Lorena A. Barba group

First exaFMM paper accepted

Illustration of the FMM algorithm, with the upward sweep of the tree shown on the left side, and the downward sweep shown on the right side of the tree (Figure 1 of the paper).

The first publication reporting our work towards advancing fast multipole methods (FMM) to be a prime algorithm for exascale systems has been accepted by the International Journal of High-Performance Computing Applications, IJHPCA.

Our previous recent work showed scaling of an FMM on GPU clusters, with problem sizes in the order of billions of unknowns (Yokota et al., 2011). That work led to an extremely parallel FMM scaling to thousands of GPUs or tens of thousands of CPUs.

This new paper reports on a a campaign of performance tuning and scalability studies using multi-core CPUs, on the Kraken supercomputer (Yokota & Barba, 2012).

Intra-node performance optimization was accomplished using OpenMP and tuning of the particle-to-particle kernel using SIMD instructions. Parallel scalability was studied in both strong and weak scaling. The strong-scaling test with 100 million particles achieved 93% parallel efficiency on 2048 processes for the non-SIMD code, and 54% for the SIMD-optimized code (which was still 2x faster).

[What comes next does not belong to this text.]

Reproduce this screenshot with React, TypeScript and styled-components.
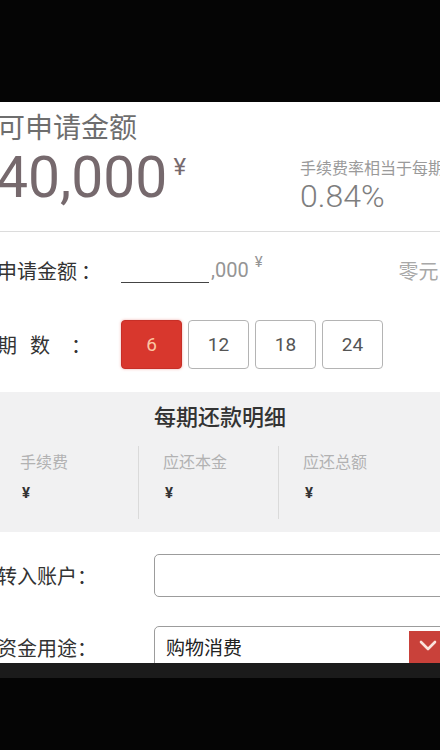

The largest calculation on 32,768 processes took about 40 seconds to evaluate more than 40 billion unknowns.

This work builds up evidence for our view that FMM is poised to play a leading role in exascale computing, and we end the paper with a discussion of the features that make it a particularly favorable algorithm for the emerging heterogeneous and massively parallel architectural landscape.

IJHPCA is not only one of the top journals in computer science and interdisciplinary applications, but also has an author-friendly copyrights policy and offers paid open-access options.